The Huguenots had fled religious persecution in France, and temporarily settled in northern Ireland, then continued to the colonies across the Atlantic Ocean, and moved southward into area adjoining the Appalachian Mountains, including the Shenandoah Valley, the northern end of which was then vast Frederick County and the southern end initially Augusta County (but which the Virginia General Assembly split several times during this man's lifetime). However, the family had many male members of the same name. Irish-born Joseph Louis Crockett and his wife Sarah Stewart moved to New York very early in the 18th century, as did younger brother Robert Watkins Crockett, and children of his elder brother James Crockett. The most famous descendant was Davy Crockett who was the son of John Crockett (b. 1753 in Frederick County) who kept moving southwest to Tennessee and thence to Texas. Robert Crockett (1707-1747), another immigrant from northern Ireland, became an early settler in Augusta County, and his widow remarried and took their children southward into North Carolina.

==Career==

After the French and Indian War, the Royal Proclamation of 1763 forbad English settlement of the Appalachian mountains, which made early settlers such of the Crocketts illegal. The proclamation ordered them to move back east of the Blue Ridge mountains, but many remained. The Virginia government and the aristocratic investors of the Loyal Company of Virginia sought to legalize settlement by means of treaties with some of the native American tribes. The treaties of Hard Labour in 1768 and Lochaber in 1770, both with the Cherokees, purported to allow such white settlement. Andrew Crockett was one of the early landowners in the drainage of the New and Holston Rivers which later became Montgomery County in 1776. However, other native American tribes, including the Monacans also lived in the area, and fiercely contested the new colonists.

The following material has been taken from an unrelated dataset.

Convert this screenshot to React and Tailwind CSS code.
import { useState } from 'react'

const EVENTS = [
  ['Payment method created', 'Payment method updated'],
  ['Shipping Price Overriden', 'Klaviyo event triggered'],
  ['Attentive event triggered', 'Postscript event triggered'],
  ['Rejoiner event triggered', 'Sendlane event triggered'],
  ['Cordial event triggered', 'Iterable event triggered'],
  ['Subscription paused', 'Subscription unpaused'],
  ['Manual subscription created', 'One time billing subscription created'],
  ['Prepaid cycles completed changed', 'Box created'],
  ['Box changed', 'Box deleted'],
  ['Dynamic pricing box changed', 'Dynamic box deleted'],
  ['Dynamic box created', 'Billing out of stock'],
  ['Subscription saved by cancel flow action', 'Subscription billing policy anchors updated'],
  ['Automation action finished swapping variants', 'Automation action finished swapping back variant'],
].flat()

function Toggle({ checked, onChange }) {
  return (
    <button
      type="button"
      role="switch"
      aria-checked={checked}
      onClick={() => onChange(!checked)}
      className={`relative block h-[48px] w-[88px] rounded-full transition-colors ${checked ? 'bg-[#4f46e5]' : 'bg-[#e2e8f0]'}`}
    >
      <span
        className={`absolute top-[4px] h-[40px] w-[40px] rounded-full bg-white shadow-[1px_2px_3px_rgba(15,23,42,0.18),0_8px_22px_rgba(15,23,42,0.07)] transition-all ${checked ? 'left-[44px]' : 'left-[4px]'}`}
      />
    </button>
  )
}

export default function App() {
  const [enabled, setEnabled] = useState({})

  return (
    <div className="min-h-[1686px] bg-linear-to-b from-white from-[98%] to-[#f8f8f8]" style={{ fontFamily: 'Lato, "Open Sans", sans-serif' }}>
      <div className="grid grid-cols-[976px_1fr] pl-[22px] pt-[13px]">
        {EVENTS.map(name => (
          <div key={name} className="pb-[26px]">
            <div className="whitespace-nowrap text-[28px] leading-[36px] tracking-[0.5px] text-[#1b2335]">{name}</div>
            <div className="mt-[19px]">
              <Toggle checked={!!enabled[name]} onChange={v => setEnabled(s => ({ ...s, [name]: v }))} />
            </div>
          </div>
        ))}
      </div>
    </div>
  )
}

Virginia's legislature created Botetourt County from the southern part of Augusta County in 1770, and on March 13, of that year Walter Crockett took the oath as one of the justices of the peace, who jointly governed the new county in that era. In December 1772, he likewise became one of the justices of the peace for newly created (and briefly extant) Fincastle County, and also served as captain of its militia.

In 1774, during Lord Dunmore's War, as a militia officer under Gen. Andrew Lewis, Crockett led his men to the confluence of the Kanawha and Ohio River, where the Virginians defeated Chief Cornstalk and his Shawnee and Mingo warriors at the Battle of Point Pleasant (in what later became West Virginia). Although Gen. Lewis' son Col. Charles Lewis (who commanded troops from Augusta County) was among the many officers and men who died in the battle, the colonial forces defeated the natives in a battle that some considered the first of the Revolutionary War. In 1775, Crockett was one of the fifteen signatories of the Fincastle Resolutions, which called for a break from Great Britain if it failed to safeguard its colonists.

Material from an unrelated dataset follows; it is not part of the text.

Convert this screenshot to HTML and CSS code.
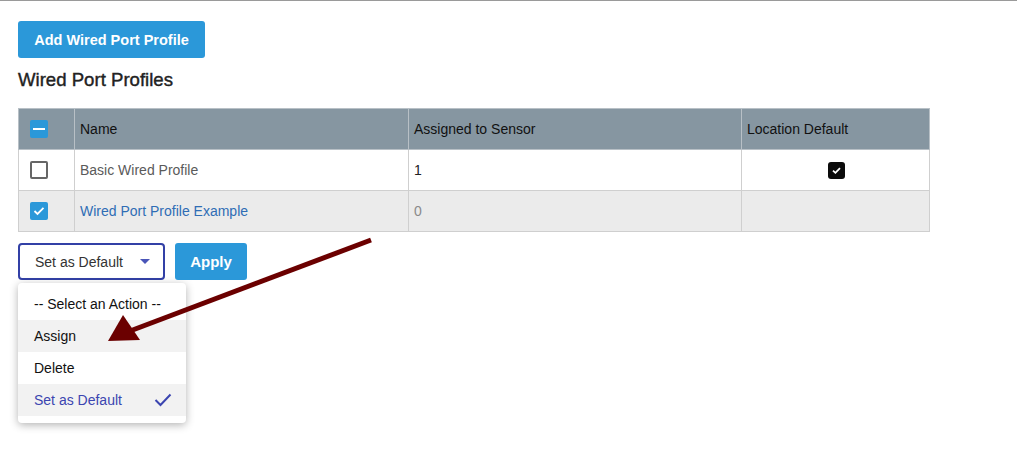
FILE: index.html
```html
<!DOCTYPE html>
<html lang="en">
<head>
  <meta charset="UTF-8">
  <meta name="viewport" content="width=device-width, initial-scale=1">
  <title>Wired Port Profiles</title>
  <link rel="stylesheet" href="styles.css">
</head>
<body>

  <div class="page">
    <button class="btn-primary add-btn">Add Wired Port Profile</button>
    <h2 class="section-title">Wired Port Profiles</h2>

    <table class="profiles">
      <thead>
        <tr>
          <th class="col-check"><span class="cb cb-partial"></span></th>
          <th class="col-name">Name</th>
          <th class="col-assigned">Assigned to Sensor</th>
          <th class="col-default">Location Default</th>
        </tr>
      </thead>
      <tbody>
        <tr>
          <td class="col-check"><span class="cb"></span></td>
          <td class="muted">Basic Wired Profile</td>
          <td>1</td>
          <td class="center"><span class="cb-dark">
            <svg width="9" height="7" viewBox="0 0 9 7"><path d="M1 3.6 L3.4 5.8 L8 1.2" fill="none" stroke="#fff" stroke-width="1.8"/></svg>
          </span></td>
        </tr>
        <tr class="selected">
          <td class="col-check"><span class="cb cb-on">
            <svg width="12" height="10" viewBox="0 0 12 10"><path d="M1.5 5 L4.5 8 L10.5 1.8" fill="none" stroke="#fff" stroke-width="1.8"/></svg>
          </span></td>
          <td><a class="profile-link" href="#">Wired Port Profile Example</a></td>
          <td class="faint">0</td>
          <td></td>
        </tr>
      </tbody>
    </table>

    <div class="actions">
      <div class="select-wrap">
        <div class="select-box">
          <span>Set as Default</span>
          <span class="caret"></span>
        </div>
        <div class="action-list">
          <div class="action-item">-- Select an Action --</div>
          <div class="action-item hover">Assign</div>
          <div class="action-item">Delete</div>
          <div class="action-item chosen">Set as Default
            <svg width="18" height="14" viewBox="0 0 18 14"><path d="M1.5 7 L6.5 12 L16.5 1.5" fill="none" stroke="#3b45b0" stroke-width="2"/></svg>
          </div>
        </div>
      </div>
      <button class="btn-primary apply-btn">Apply</button>
    </div>
  </div>

  <!-- annotation arrow -->
  <svg class="annotation" width="1017" height="461" viewBox="0 0 1017 461">
    <line x1="371" y1="240" x2="130" y2="331" stroke="#6b0000" stroke-width="5"/>
    <polygon points="108,341 123,315 140,340" fill="#6b0000"/>
  </svg>

</body>
</html>
```

FILE: styles.css
```css
body {
  margin: 0;
  font-family: "Liberation Sans", Arial, sans-serif;
  font-size: 14px;
  color: #222;
  background: #fff;
  border-top: 1px solid #9a9a9a;
}

.page {
  padding: 20px 18px 38px 18px;
}

.btn-primary {
  background-color: #2b98d9;
  color: #fff;
  border: none;
  border-radius: 3px;
  font-family: "Liberation Sans", Arial, sans-serif;
  font-weight: bold;
  cursor: pointer;
}

.add-btn {
  display: block;
  width: 187px;
  height: 37px;
  font-size: 14.5px;
}

.section-title {
  margin: 11px 0 17px 0;
  font-size: 18.6px;
  line-height: 22px;
  font-weight: normal;
  -webkit-text-stroke: 0.4px #222;
  color: #222;
}

/* table */
.profiles {
  width: 912px;
  border-collapse: collapse;
  border: 1px solid #c9c9c9;
}

.profiles th,
.profiles td {
  height: 40px;
  padding: 0 5px;
  border: 1px solid #cfcfcf;
  text-align: left;
  font-size: 14px;
  font-weight: normal;
}

.profiles th {
  background-color: #8696a1;
  color: #111;
  border-color: #b8c0c6;
}

.profiles td {
  color: #222;
}

.col-check { width: 39px; padding-left: 11px !important; }
.col-name { width: 323px; }
.col-assigned { width: 322px; }

.profiles tr.selected td {
  background-color: #ebebeb;
}

.muted { color: #5a5a5a !important; }
.faint { color: #8a8a8a !important; }
.center { text-align: center !important; }

.profile-link {
  color: #2f6db5;
  text-decoration: none;
}

/* checkboxes */
.cb {
  display: inline-flex;
  align-items: center;
  justify-content: center;
  box-sizing: border-box;
  width: 18px;
  height: 18px;
  border: 2px solid #666;
  border-radius: 2px;
  background: #fff;
  vertical-align: middle;
}

.cb-on,
.cb-partial {
  border: none;
  background-color: #2b98d9;
}

.cb-partial::after {
  content: "";
  width: 12px;
  height: 2px;
  background: #fff;
}

.cb-dark {
  display: inline-flex;
  align-items: center;
  justify-content: center;
  width: 17px;
  height: 17px;
  margin-left: 2px;
  border-radius: 3px;
  background: #0b0b0b;
  vertical-align: middle;
}

/* actions */
.actions {
  display: flex;
  align-items: flex-start;
  gap: 10px;
  margin-top: 11px;
}

.select-wrap {
  width: 147px;
}

.select-box {
  display: flex;
  align-items: center;
  justify-content: space-between;
  box-sizing: border-box;
  width: 147px;
  height: 37px;
  padding: 0 13px 0 15px;
  border: 2px solid #3240a6;
  border-radius: 4px;
  color: #333;
}

.caret {
  width: 0;
  height: 0;
  border-left: 5px solid transparent;
  border-right: 5px solid transparent;
  border-top: 5px solid #4a55b8;
}

/* open dropdown */
.action-list {
  width: 168px;
  margin-top: 3px;
  padding: 5px 0 7px 0;
  background: #fff;
  border-radius: 4px;
  box-shadow: 0 2px 8px rgba(0, 0, 0, 0.3);
}

.action-item {
  display: flex;
  align-items: center;
  justify-content: space-between;
  height: 32px;
  padding: 0 14px 0 16px;
  color: #111;
}

.action-item.hover {
  background-color: #f2f2f2;
}

.action-item.chosen {
  background-color: #f2f2f2;
  color: #3b45b0;
}

.apply-btn {
  width: 72px;
  height: 37px;
  font-size: 15px;
}

/* arrow drawn over the screenshot */
.annotation {
  position: absolute;
  top: 0;
  left: 0;
  pointer-events: none;
}
```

In 1776 the new Virginia legislature (which had declared independence from Britain and Lord Dunmore's rule) created Montgomery County, as well as Washington County and Kentucky County. Crockett had responsibility for defending the county from attacks by Native Americans and wrote the governor about dangers faced by backcountry settlers.

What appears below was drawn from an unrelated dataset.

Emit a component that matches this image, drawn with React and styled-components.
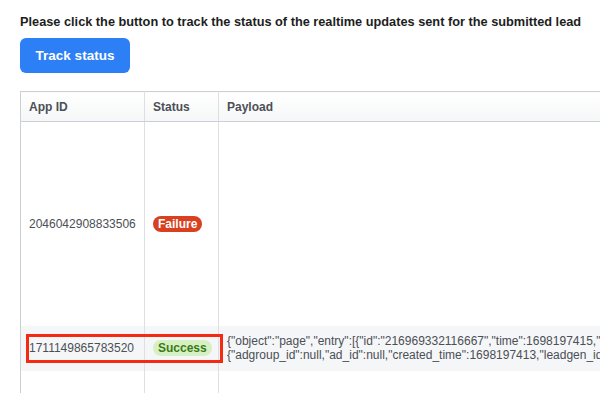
import React from "react";
import styled, { createGlobalStyle } from "styled-components";

const Global = createGlobalStyle`
  html, body { margin: 0; padding: 0; background: #fff; overflow: hidden; }
  body { font-family: "Liberation Sans", Arial, Helvetica, sans-serif; }
`;

const Page = styled.div`
  padding: 14px 0 0 20px;
  width: 900px;
`;

const Heading = styled.div`
  font-size: 12.75px;
  font-weight: bold;
  color: #1c1e21;
  line-height: 15px;
  white-space: nowrap;
`;

const Button = styled.button`
  margin-top: 9px;
  width: 110px;
  height: 35px;
  border: none;
  border-radius: 6px;
  background: #2d7ff5;
  color: #fff;
  font-family: inherit;
  font-size: 13.5px;
  font-weight: bold;
  padding: 0;
`;

const Table = styled.table`
  margin-top: 18px;
  border-collapse: collapse;
  border: 1px solid #ccd0d5;
  width: 880px;
  table-layout: fixed;
  font-size: 12px;
  color: #4b4f56;
`;

const Th = styled.th`
  height: 29px;
  padding: 0 8px;
  text-align: left;
  font-weight: bold;
  font-size: 12px;
  color: #4b4f56;
  background: linear-gradient(#ffffff, #f5f6f7);
  border-right: 1px solid #dddfe2;
  border-bottom: 1px solid #ccd0d5;
  width: ${(p) => p.$w || "auto"};
`;

const Row = styled.tr`
  background: ${(p) => (p.$shade ? "#f5f6f7" : "#fff")};
  height: ${(p) => p.$h}px;
`;

const Td = styled.td`
  padding: 4px 8px;
  border-right: 1px solid #dddfe2;
  vertical-align: middle;
  white-space: nowrap;
  overflow: ${(p) => (p.$clip ? "hidden" : "visible")};
  line-height: 14px;
  position: ${(p) => (p.$rel ? "relative" : "static")};
`;

const Badge = styled.span`
  display: inline-block;
  height: 16px;
  line-height: 16px;
  padding: 0 5px;
  border-radius: 9px;
  font-weight: bold;
  font-size: 12px;
  background: ${(p) => (p.$ok ? "#d7f0c3" : "#d8401f")};
  color: ${(p) => (p.$ok ? "#3a7a16" : "#fff")};
`;

const Highlight = styled.div`
  position: absolute;
  z-index: 2;
  left: 5px;
  top: 8px;
  width: 197px;
  height: 29px;
  box-sizing: border-box;
  border: 3px solid #f52a12;
  pointer-events: none;
`;

export default function App() {
  return (
    <>
      <Global />
      <Page>
        <Heading>
          Please click the button to track the status of the realtime updates sent for the submitted lead
        </Heading>
        <Button>Track status</Button>
        <Table>
          <thead>
            <tr>
              <Th $w="107px">App ID</Th>
              <Th $w="57px">Status</Th>
              <Th>Payload</Th>
            </tr>
          </thead>
          <tbody>
            <Row $h={204}>
              <Td>2046042908833506</Td>
              <Td>
                <Badge>Failure</Badge>
              </Td>
              <Td $clip></Td>
            </Row>
            <Row $h={45} $shade>
              <Td $rel>
                1711149865783520
                <Highlight />
              </Td>
              <Td>
                <Badge $ok>Success</Badge>
              </Td>
              <Td $clip>
                {'{"object":"page","entry":[{"id":"216969332116667","time":1698197415,"changes":[{"value":'}
                <br />
                {'{"adgroup_id":null,"ad_id":null,"created_time":1698197413,"leadgen_id":"1234567890"}'}
              </Td>
            </Row>
            <Row $h={40}>
              <Td></Td>
              <Td></Td>
              <Td $clip></Td>
            </Row>
          </tbody>
        </Table>
      </Page>
    </>
  );
}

During the Revolutionary War, Crockett in May 1779 and again in August 1780 successfully fought Loyalists in the New River valley, including a plot to capture the crucial lead mines near Austinville. The General Assembly passed an act protecting him and William Campbell and their men from lawsuits or penalties that might arise from those actions. In July 1781 he commanded one of two Montgomery County battalions and received orders to raise men for General Nathaneael Green's campaign in North Carolina. His older brother Hugh Crockett (1730-1816) led those militia troops in North Carolina in 1780 and 1781. Their younger brother Joseph Crockett (1742-1829) led Continental Army units at the battles of Brandywine Pennsylvania, Germantown Pennsylvania and Monmouth New Jersey, then a Virginia militia battalion under Brig. Gen. George Rogers Clark in what later became the Northwest Territory.
Beginning in 1777, voters in newly created Montgomery County thrice elected Crockett as one of their delegates to the new Virginia House of Delegates, each time alongside another man and arriving late because of transportation difficulties, so Crockett served from 1777 until 1780. Montgomery County voters again elected Crockett as one of their delegates in 1789, when he helped create Wythe County, and became its first clerk of court.

Meanwhile, in 1788, Montgomery voters elected Crocket and future Congressman Abram Trigg as their representatives to the Virginia Ratifying Convention. Both men (perhaps following the lead of Patrick Henry) voted for inclusion of a Bill of Rights, then (unsuccessfully) against adoption of the federal Constitution and to limit Congress' taxing power. That narrow adoption vote may have led James Madison to draft the Bill of Rights pursuant to an earlier document drafted by another prominent anti-Federalist, George Mason, the Virginia Declaration of Rights.

In 1789, Crockett became the Montgomery county lieutenant. In 1790, he became one of the justices of the peace for newly created Wythe County, and also served as the county clerk. After his legislative and military service, Crockett returned to farming along the New River, as well as served as a trustee for the town of Evansham (later renamed Wytheville) and of the Wythe Academy.

==Personal life==

Crockett married Margaret Steele (1736-1811). The couple had at least two daughters and a son, Samuel Crockett (1776-1814).

==Death and legacy==
Crockett wrote a will in January 1807 which the Wythe County Court accepted into probate in December 1816. Three Virginia historical highway markers honor his service.